__Your task__
Type out the data exactly as given. Skip any image.

__Dataset extract__
_ _ _ _ _
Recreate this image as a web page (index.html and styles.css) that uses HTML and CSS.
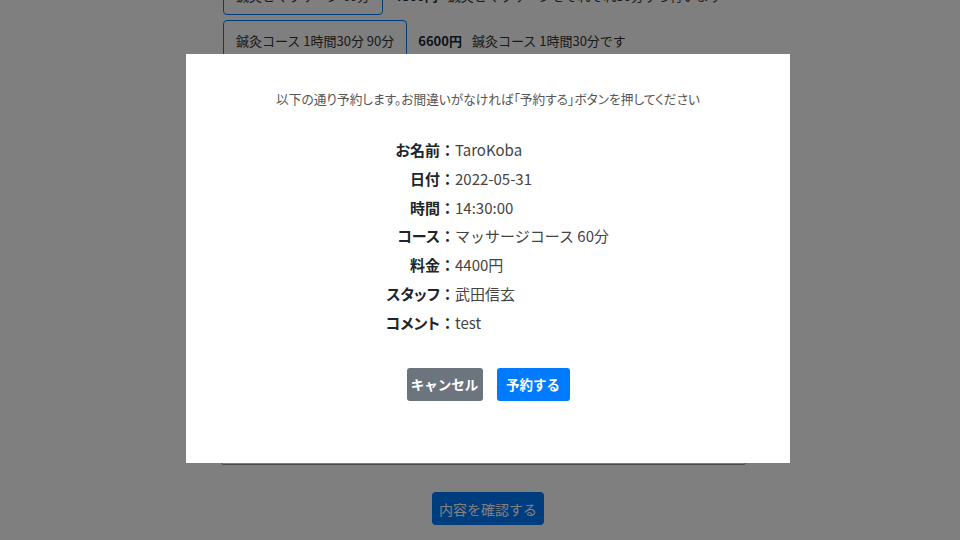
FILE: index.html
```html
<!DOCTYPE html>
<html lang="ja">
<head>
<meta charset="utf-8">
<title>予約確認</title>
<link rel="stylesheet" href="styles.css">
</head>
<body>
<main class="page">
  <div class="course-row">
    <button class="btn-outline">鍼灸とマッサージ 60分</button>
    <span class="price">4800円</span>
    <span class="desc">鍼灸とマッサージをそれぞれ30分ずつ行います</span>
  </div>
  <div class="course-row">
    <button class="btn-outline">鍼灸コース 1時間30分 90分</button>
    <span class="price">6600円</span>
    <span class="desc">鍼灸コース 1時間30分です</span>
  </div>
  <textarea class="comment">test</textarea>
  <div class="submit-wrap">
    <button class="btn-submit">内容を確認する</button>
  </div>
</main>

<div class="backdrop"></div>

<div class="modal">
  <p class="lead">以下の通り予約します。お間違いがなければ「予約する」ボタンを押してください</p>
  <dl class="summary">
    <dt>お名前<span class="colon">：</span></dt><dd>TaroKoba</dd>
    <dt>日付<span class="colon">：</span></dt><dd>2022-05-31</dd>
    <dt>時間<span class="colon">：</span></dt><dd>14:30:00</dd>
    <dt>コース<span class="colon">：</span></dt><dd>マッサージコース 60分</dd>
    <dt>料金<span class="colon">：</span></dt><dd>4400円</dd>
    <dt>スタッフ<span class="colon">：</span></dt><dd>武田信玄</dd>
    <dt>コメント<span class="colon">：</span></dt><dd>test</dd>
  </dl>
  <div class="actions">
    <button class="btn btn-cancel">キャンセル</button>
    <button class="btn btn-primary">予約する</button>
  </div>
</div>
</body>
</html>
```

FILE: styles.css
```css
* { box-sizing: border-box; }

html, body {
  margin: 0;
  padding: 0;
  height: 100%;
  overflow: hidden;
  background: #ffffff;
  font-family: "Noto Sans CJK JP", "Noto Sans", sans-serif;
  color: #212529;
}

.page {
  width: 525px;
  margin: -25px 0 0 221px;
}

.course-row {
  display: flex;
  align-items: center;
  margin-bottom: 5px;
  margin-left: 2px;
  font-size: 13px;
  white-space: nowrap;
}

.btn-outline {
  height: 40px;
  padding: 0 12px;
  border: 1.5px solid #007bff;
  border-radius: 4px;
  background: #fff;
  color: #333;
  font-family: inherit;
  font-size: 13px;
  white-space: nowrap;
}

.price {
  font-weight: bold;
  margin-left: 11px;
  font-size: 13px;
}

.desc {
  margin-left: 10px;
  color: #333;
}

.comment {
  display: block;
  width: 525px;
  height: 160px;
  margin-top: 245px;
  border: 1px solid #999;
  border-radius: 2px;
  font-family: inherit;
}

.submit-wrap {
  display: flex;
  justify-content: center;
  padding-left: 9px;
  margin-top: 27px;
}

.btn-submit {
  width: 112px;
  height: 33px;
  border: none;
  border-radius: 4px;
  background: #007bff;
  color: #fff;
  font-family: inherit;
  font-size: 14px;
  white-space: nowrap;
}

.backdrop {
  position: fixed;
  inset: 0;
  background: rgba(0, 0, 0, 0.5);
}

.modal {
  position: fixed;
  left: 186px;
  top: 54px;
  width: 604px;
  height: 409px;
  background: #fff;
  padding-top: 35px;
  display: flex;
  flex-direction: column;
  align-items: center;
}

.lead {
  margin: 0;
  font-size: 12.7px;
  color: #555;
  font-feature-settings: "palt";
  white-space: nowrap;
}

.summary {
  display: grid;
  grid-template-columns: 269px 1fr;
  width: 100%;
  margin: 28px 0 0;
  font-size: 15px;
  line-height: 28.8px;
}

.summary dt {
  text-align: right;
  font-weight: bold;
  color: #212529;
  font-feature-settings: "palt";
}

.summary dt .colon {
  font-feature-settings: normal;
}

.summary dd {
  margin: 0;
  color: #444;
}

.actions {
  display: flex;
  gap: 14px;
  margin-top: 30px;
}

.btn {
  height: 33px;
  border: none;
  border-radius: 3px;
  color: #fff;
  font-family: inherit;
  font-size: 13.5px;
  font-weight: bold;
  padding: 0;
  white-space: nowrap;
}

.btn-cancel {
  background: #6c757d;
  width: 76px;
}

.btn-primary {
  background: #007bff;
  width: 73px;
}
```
_ _ _ _ _
__Worked answer__
Recreate this image as a web page (index.html and styles.css) that uses HTML and CSS.
FILE: index.html
```html
<!DOCTYPE html>
<html lang="ja">
<head>
<meta charset="utf-8">
<title>予約確認</title>
<link rel="stylesheet" href="styles.css">
</head>
<body>
<main class="page">
  <div class="course-row">
    <button class="btn-outline">鍼灸とマッサージ 60分</button>
    <span class="price">4800円</span>
    <span class="desc">鍼灸とマッサージをそれぞれ30分ずつ行います</span>
  </div>
  <div class="course-row">
    <button class="btn-outline">鍼灸コース 1時間30分 90分</button>
    <span class="price">6600円</span>
    <span class="desc">鍼灸コース 1時間30分です</span>
  </div>
  <textarea class="comment">test</textarea>
  <div class="submit-wrap">
    <button class="btn-submit">内容を確認する</button>
  </div>
</main>

<div class="backdrop"></div>

<div class="modal">
  <p class="lead">以下の通り予約します。お間違いがなければ「予約する」ボタンを押してください</p>
  <dl class="summary">
    <dt>お名前<span class="colon">：</span></dt><dd>TaroKoba</dd>
    <dt>日付<span class="colon">：</span></dt><dd>2022-05-31</dd>
    <dt>時間<span class="colon">：</span></dt><dd>14:30:00</dd>
    <dt>コース<span class="colon">：</span></dt><dd>マッサージコース 60分</dd>
    <dt>料金<span class="colon">：</span></dt><dd>4400円</dd>
    <dt>スタッフ<span class="colon">：</span></dt><dd>武田信玄</dd>
    <dt>コメント<span class="colon">：</span></dt><dd>test</dd>
  </dl>
  <div class="actions">
    <button class="btn btn-cancel">キャンセル</button>
    <button class="btn btn-primary">予約する</button>
  </div>
</div>
</body>
</html>
```

FILE: styles.css
```css
* { box-sizing: border-box; }

html, body {
  margin: 0;
  padding: 0;
  height: 100%;
  overflow: hidden;
  background: #ffffff;
  font-family: "Noto Sans CJK JP", "Noto Sans", sans-serif;
  color: #212529;
}

.page {
  width: 525px;
  margin: -25px 0 0 221px;
}

.course-row {
  display: flex;
  align-items: center;
  margin-bottom: 5px;
  margin-left: 2px;
  font-size: 13px;
  white-space: nowrap;
}

.btn-outline {
  height: 40px;
  padding: 0 12px;
  border: 1.5px solid #007bff;
  border-radius: 4px;
  background: #fff;
  color: #333;
  font-family: inherit;
  font-size: 13px;
  white-space: nowrap;
}

.price {
  font-weight: bold;
  margin-left: 11px;
  font-size: 13px;
}

.desc {
  margin-left: 10px;
  color: #333;
}

.comment {
  display: block;
  width: 525px;
  height: 160px;
  margin-top: 245px;
  border: 1px solid #999;
  border-radius: 2px;
  font-family: inherit;
}

.submit-wrap {
  display: flex;
  justify-content: center;
  padding-left: 9px;
  margin-top: 27px;
}

.btn-submit {
  width: 112px;
  height: 33px;
  border: none;
  border-radius: 4px;
  background: #007bff;
  color: #fff;
  font-family: inherit;
  font-size: 14px;
  white-space: nowrap;
}

.backdrop {
  position: fixed;
  inset: 0;
  background: rgba(0, 0, 0, 0.5);
}

.modal {
  position: fixed;
  left: 186px;
  top: 54px;
  width: 604px;
  height: 409px;
  background: #fff;
  padding-top: 35px;
  display: flex;
  flex-direction: column;
  align-items: center;
}

.lead {
  margin: 0;
  font-size: 12.7px;
  color: #555;
  font-feature-settings: "palt";
  white-space: nowrap;
}

.summary {
  display: grid;
  grid-template-columns: 269px 1fr;
  width: 100%;
  margin: 28px 0 0;
  font-size: 15px;
  line-height: 28.8px;
}

.summary dt {
  text-align: right;
  font-weight: bold;
  color: #212529;
  font-feature-settings: "palt";
}

.summary dt .colon {
  font-feature-settings: normal;
}

.summary dd {
  margin: 0;
  color: #444;
}

.actions {
  display: flex;
  gap: 14px;
  margin-top: 30px;
}

.btn {
  height: 33px;
  border: none;
  border-radius: 3px;
  color: #fff;
  font-family: inherit;
  font-size: 13.5px;
  font-weight: bold;
  padding: 0;
  white-space: nowrap;
}

.btn-cancel {
  background: #6c757d;
  width: 76px;
}

.btn-primary {
  background: #007bff;
  width: 73px;
}
```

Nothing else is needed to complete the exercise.